## DATASET EXCERPT
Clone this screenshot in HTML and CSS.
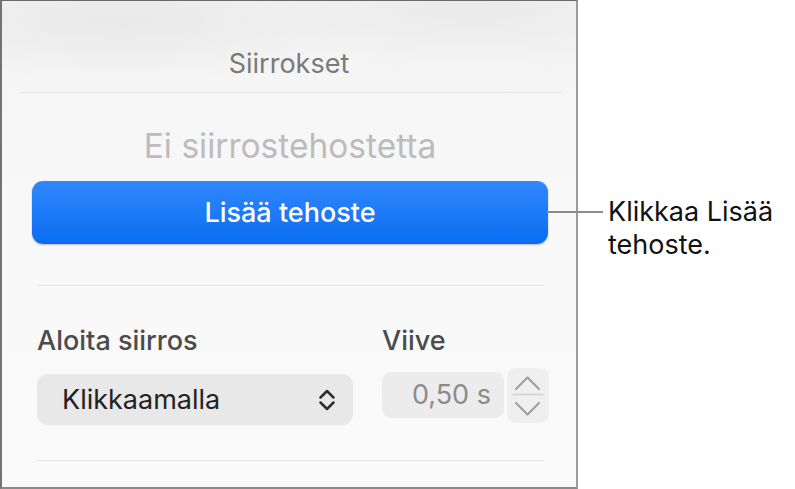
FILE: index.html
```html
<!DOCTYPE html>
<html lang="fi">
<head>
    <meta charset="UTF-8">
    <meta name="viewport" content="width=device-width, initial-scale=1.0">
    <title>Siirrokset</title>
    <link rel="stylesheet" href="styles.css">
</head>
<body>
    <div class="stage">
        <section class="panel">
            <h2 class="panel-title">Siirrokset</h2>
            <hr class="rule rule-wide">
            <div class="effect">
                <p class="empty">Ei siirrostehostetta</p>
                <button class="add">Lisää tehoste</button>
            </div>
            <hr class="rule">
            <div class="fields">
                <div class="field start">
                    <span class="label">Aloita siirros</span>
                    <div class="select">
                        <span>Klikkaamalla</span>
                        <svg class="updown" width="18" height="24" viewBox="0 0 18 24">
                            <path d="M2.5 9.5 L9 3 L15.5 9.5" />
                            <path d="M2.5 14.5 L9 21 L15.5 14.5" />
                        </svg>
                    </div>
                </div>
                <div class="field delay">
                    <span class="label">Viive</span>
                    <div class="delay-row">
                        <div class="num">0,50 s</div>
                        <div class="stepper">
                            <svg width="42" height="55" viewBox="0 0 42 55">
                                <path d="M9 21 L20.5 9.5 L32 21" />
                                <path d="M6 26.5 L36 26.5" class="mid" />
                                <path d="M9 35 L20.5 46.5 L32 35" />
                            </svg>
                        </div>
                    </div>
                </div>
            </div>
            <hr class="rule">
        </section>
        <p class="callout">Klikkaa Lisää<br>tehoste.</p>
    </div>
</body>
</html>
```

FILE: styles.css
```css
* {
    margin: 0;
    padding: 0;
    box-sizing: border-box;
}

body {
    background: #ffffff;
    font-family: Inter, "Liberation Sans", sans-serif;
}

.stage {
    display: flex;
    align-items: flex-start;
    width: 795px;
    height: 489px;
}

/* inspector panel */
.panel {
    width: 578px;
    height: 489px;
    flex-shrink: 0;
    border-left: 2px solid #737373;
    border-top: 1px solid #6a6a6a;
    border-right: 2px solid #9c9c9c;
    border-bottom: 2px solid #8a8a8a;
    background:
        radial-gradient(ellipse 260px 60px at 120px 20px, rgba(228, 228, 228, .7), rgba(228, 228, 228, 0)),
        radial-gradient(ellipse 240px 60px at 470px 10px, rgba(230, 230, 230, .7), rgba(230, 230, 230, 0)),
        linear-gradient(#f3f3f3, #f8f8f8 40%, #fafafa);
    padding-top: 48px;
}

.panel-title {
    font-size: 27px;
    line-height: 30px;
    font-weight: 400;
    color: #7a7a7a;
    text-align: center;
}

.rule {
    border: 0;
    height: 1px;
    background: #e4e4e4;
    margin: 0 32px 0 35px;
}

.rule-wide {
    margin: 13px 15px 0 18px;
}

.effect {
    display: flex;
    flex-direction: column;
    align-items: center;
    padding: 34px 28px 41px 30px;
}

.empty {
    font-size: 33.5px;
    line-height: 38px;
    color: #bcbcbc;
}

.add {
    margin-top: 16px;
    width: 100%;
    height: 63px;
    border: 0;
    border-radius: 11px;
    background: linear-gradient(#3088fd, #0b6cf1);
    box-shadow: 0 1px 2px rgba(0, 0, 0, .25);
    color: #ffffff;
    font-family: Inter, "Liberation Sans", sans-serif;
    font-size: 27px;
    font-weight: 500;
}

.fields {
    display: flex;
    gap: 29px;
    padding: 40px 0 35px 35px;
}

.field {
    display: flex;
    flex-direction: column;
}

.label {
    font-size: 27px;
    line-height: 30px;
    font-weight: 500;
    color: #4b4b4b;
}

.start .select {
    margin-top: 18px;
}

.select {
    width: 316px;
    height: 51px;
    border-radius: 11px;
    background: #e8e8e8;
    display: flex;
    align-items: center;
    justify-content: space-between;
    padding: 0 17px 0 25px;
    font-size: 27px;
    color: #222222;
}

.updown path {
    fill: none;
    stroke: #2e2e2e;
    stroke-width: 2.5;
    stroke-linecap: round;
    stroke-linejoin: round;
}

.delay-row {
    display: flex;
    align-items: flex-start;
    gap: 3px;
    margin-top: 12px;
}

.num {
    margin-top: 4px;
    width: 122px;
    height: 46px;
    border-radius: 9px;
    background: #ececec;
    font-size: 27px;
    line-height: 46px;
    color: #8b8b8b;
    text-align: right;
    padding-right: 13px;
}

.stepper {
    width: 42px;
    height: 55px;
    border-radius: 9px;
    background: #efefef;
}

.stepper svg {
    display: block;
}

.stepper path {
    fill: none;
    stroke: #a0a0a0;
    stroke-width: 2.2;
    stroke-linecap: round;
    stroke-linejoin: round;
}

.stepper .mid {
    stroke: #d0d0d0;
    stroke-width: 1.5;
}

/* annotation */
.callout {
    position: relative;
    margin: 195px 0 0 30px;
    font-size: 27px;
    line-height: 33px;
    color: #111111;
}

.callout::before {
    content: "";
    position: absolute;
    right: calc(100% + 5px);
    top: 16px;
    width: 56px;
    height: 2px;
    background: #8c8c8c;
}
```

## TASK BRIEF
Reproduce every line of the material precisely, omitting its pictures.

## TASK ANSWER
Clone this screenshot in HTML and CSS.
FILE: index.html
```html
<!DOCTYPE html>
<html lang="fi">
<head>
    <meta charset="UTF-8">
    <meta name="viewport" content="width=device-width, initial-scale=1.0">
    <title>Siirrokset</title>
    <link rel="stylesheet" href="styles.css">
</head>
<body>
    <div class="stage">
        <section class="panel">
            <h2 class="panel-title">Siirrokset</h2>
            <hr class="rule rule-wide">
            <div class="effect">
                <p class="empty">Ei siirrostehostetta</p>
                <button class="add">Lisää tehoste</button>
            </div>
            <hr class="rule">
            <div class="fields">
                <div class="field start">
                    <span class="label">Aloita siirros</span>
                    <div class="select">
                        <span>Klikkaamalla</span>
                        <svg class="updown" width="18" height="24" viewBox="0 0 18 24">
                            <path d="M2.5 9.5 L9 3 L15.5 9.5" />
                            <path d="M2.5 14.5 L9 21 L15.5 14.5" />
                        </svg>
                    </div>
                </div>
                <div class="field delay">
                    <span class="label">Viive</span>
                    <div class="delay-row">
                        <div class="num">0,50 s</div>
                        <div class="stepper">
                            <svg width="42" height="55" viewBox="0 0 42 55">
                                <path d="M9 21 L20.5 9.5 L32 21" />
                                <path d="M6 26.5 L36 26.5" class="mid" />
                                <path d="M9 35 L20.5 46.5 L32 35" />
                            </svg>
                        </div>
                    </div>
                </div>
            </div>
            <hr class="rule">
        </section>
        <p class="callout">Klikkaa Lisää<br>tehoste.</p>
    </div>
</body>
</html>
```

FILE: styles.css
```css
* {
    margin: 0;
    padding: 0;
    box-sizing: border-box;
}

body {
    background: #ffffff;
    font-family: Inter, "Liberation Sans", sans-serif;
}

.stage {
    display: flex;
    align-items: flex-start;
    width: 795px;
    height: 489px;
}

/* inspector panel */
.panel {
    width: 578px;
    height: 489px;
    flex-shrink: 0;
    border-left: 2px solid #737373;
    border-top: 1px solid #6a6a6a;
    border-right: 2px solid #9c9c9c;
    border-bottom: 2px solid #8a8a8a;
    background:
        radial-gradient(ellipse 260px 60px at 120px 20px, rgba(228, 228, 228, .7), rgba(228, 228, 228, 0)),
        radial-gradient(ellipse 240px 60px at 470px 10px, rgba(230, 230, 230, .7), rgba(230, 230, 230, 0)),
        linear-gradient(#f3f3f3, #f8f8f8 40%, #fafafa);
    padding-top: 48px;
}

.panel-title {
    font-size: 27px;
    line-height: 30px;
    font-weight: 400;
    color: #7a7a7a;
    text-align: center;
}

.rule {
    border: 0;
    height: 1px;
    background: #e4e4e4;
    margin: 0 32px 0 35px;
}

.rule-wide {
    margin: 13px 15px 0 18px;
}

.effect {
    display: flex;
    flex-direction: column;
    align-items: center;
    padding: 34px 28px 41px 30px;
}

.empty {
    font-size: 33.5px;
    line-height: 38px;
    color: #bcbcbc;
}

.add {
    margin-top: 16px;
    width: 100%;
    height: 63px;
    border: 0;
    border-radius: 11px;
    background: linear-gradient(#3088fd, #0b6cf1);
    box-shadow: 0 1px 2px rgba(0, 0, 0, .25);
    color: #ffffff;
    font-family: Inter, "Liberation Sans", sans-serif;
    font-size: 27px;
    font-weight: 500;
}

.fields {
    display: flex;
    gap: 29px;
    padding: 40px 0 35px 35px;
}

.field {
    display: flex;
    flex-direction: column;
}

.label {
    font-size: 27px;
    line-height: 30px;
    font-weight: 500;
    color: #4b4b4b;
}

.start .select {
    margin-top: 18px;
}

.select {
    width: 316px;
    height: 51px;
    border-radius: 11px;
    background: #e8e8e8;
    display: flex;
    align-items: center;
    justify-content: space-between;
    padding: 0 17px 0 25px;
    font-size: 27px;
    color: #222222;
}

.updown path {
    fill: none;
    stroke: #2e2e2e;
    stroke-width: 2.5;
    stroke-linecap: round;
    stroke-linejoin: round;
}

.delay-row {
    display: flex;
    align-items: flex-start;
    gap: 3px;
    margin-top: 12px;
}

.num {
    margin-top: 4px;
    width: 122px;
    height: 46px;
    border-radius: 9px;
    background: #ececec;
    font-size: 27px;
    line-height: 46px;
    color: #8b8b8b;
    text-align: right;
    padding-right: 13px;
}

.stepper {
    width: 42px;
    height: 55px;
    border-radius: 9px;
    background: #efefef;
}

.stepper svg {
    display: block;
}

.stepper path {
    fill: none;
    stroke: #a0a0a0;
    stroke-width: 2.2;
    stroke-linecap: round;
    stroke-linejoin: round;
}

.stepper .mid {
    stroke: #d0d0d0;
    stroke-width: 1.5;
}

/* annotation */
.callout {
    position: relative;
    margin: 195px 0 0 30px;
    font-size: 27px;
    line-height: 33px;
    color: #111111;
}

.callout::before {
    content: "";
    position: absolute;
    right: calc(100% + 5px);
    top: 16px;
    width: 56px;
    height: 2px;
    background: #8c8c8c;
}
```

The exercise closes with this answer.